Sinking of sailboat carrying migrants kills 11
Coast guard divers searched the hull of a submerged sailboat for passengers possibly trapped inside Friday after the vessel hit rocks and sank off the coast of southern Greece, leading to the deaths of at least 11 people.
The Greek coast guard said 90 people ‒ 52 men, 11 women and 27 children ‒ were rescued overnight and early Friday from a rocky islet some 235 kilometers (145 miles) south of Athens, near the remote island of Antikythera.
Smugglers based in Turkey increasingly have packed sailboats with migrants and refugees and sent them across the Mediterranean Sea toward Italy, avoiding the heavily patrolled Greek islands.
“We are extremely saddened at reports that at least seven people lost their lives in a shipwreck north of Antikythera,” the Greek office of the United Nations Refugee Agency, UNHCR, tweeted before the divers helped recover four more bodies. “People need safe alternatives to these perilous crossings.”
The coast guard released a video of the rescue operation. It showed people being put into life rafts and transferred to a patrol boat.
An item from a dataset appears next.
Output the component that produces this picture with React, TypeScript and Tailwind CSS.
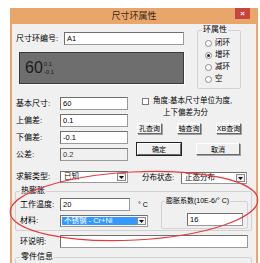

The survivors were being brought to the port of Piraeus, near Athens.
In a separate incident Friday, Greek police arrested three people on smuggling charges and detained 92 migrants after a yacht ran aground in the southern Peloponnese region.
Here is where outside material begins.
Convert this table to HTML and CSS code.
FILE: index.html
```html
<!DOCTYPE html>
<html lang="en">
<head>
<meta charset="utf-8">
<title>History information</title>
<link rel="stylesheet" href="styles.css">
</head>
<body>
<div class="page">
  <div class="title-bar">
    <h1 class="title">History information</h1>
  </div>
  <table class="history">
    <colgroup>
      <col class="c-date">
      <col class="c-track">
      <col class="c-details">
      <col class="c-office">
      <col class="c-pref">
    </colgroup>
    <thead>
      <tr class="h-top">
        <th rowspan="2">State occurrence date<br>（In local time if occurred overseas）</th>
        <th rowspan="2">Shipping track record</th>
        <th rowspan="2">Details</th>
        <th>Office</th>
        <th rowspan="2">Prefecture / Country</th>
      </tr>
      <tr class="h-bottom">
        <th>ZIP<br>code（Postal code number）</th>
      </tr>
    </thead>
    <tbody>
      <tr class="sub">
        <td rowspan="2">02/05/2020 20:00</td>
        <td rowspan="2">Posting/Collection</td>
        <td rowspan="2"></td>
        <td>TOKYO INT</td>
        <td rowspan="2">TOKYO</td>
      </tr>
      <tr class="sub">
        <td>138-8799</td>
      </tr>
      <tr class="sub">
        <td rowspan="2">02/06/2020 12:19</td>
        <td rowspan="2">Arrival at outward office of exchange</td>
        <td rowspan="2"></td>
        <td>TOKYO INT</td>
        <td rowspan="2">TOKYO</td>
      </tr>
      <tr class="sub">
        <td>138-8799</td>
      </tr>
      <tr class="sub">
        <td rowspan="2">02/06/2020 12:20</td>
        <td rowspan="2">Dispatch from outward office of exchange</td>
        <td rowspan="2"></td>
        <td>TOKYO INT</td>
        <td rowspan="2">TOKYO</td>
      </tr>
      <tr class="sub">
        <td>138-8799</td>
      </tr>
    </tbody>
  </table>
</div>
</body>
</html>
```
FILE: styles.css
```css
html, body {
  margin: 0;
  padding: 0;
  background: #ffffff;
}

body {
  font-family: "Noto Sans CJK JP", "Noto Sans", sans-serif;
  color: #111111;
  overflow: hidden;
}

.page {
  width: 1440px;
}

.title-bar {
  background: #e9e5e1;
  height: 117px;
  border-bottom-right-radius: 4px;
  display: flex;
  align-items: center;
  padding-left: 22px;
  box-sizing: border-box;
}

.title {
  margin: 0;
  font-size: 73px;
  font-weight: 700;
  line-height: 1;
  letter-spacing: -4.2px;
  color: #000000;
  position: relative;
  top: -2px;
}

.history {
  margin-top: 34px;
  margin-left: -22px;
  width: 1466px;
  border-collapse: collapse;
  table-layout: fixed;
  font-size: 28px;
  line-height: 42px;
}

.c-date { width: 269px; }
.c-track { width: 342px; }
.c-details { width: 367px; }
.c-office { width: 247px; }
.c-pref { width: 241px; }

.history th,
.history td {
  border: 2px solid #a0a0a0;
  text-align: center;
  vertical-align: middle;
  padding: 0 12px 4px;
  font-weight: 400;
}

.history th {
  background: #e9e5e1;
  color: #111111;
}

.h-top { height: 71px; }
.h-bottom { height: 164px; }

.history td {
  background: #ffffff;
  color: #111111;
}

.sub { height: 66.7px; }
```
A search operation also continued for a third day in the central Aegean Sea, where a boat carrying migrants sank near the island of Folegandros. Thirteen people were rescued, and the survivors reported that at least 17 others were missing. Authorities said the passengers originally were from Iraq.
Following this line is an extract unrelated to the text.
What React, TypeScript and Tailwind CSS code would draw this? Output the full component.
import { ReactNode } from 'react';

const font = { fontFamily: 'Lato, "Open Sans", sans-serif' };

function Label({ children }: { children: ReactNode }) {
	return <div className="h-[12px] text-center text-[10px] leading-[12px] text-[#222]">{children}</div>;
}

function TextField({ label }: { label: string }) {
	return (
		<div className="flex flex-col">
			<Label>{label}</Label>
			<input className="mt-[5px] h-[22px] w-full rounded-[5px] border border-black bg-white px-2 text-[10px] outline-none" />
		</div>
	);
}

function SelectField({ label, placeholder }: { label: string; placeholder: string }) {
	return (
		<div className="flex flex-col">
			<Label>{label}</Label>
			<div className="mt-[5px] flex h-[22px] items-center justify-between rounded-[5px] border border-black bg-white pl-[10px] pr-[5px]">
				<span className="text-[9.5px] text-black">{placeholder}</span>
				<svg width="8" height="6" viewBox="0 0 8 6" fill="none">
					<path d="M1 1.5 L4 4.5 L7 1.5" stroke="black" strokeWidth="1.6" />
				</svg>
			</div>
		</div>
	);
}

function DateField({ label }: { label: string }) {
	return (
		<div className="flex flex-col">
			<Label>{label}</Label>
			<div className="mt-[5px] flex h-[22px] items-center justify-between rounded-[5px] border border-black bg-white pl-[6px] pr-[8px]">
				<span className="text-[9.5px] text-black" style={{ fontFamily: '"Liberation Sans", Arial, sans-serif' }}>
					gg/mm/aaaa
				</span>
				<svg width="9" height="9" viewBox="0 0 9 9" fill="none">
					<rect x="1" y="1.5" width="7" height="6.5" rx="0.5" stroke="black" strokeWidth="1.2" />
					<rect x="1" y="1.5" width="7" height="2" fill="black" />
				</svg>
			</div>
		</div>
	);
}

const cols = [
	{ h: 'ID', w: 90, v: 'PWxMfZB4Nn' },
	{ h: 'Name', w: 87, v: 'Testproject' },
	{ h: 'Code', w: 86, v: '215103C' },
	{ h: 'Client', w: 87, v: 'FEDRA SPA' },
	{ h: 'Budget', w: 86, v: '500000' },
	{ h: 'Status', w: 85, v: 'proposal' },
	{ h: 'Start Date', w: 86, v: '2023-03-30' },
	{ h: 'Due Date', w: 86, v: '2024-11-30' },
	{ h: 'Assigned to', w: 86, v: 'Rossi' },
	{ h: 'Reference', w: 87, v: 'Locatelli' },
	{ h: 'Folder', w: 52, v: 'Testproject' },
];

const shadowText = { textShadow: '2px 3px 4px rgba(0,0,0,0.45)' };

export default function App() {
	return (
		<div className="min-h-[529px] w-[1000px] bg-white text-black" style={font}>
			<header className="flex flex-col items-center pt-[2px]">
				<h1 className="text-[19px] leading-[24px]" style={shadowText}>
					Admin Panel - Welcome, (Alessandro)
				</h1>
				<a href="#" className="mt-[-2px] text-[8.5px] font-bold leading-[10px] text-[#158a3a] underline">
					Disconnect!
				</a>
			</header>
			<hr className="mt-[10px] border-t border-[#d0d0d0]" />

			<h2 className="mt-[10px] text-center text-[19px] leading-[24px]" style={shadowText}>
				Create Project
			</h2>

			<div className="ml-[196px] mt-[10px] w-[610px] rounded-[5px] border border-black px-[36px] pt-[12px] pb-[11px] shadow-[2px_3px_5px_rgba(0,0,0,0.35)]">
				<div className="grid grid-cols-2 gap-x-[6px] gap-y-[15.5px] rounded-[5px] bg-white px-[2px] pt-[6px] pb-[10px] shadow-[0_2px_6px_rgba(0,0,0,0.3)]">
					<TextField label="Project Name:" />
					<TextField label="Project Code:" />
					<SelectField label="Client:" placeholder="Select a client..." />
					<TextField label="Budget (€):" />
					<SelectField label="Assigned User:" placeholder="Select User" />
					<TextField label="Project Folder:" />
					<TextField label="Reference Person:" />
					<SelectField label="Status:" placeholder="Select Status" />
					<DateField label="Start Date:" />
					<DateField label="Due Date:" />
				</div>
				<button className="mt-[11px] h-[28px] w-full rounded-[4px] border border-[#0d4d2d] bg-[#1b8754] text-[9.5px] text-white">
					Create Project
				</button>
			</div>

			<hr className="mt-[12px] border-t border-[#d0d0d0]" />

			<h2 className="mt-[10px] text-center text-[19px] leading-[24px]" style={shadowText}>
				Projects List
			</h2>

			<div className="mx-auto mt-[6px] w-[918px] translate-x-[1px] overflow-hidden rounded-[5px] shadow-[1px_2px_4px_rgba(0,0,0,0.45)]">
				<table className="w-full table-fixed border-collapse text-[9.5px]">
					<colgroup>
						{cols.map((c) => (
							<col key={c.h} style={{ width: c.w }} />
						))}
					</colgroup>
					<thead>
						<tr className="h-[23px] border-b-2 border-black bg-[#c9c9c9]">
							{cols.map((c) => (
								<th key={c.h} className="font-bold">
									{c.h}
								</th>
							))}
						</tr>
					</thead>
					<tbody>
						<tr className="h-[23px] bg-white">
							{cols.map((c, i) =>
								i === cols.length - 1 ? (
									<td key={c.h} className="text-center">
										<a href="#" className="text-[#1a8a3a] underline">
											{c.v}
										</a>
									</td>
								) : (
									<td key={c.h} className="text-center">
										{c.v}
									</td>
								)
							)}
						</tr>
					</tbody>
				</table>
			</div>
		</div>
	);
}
Greece is a popular entry point into the European Union for people fleeing conflict and poverty in Asia, the Middle East and Africa. But arrivals dropped sharply in the last two years after Greece extended a wall at the Turkish border and began intercepting inbound boats carrying migrants and refugees‒ a tactic criticized by human rights groups.
More than 116,000 asylum-seekers crossed the Mediterranean to reach EU countries this year as of Dec. 19, according to UNHCR. The agency said 55% traveled illegally to Italy, 35% to Spain, and 7% to Greece, with the remainder heading to Malta and Cyprus. [AP]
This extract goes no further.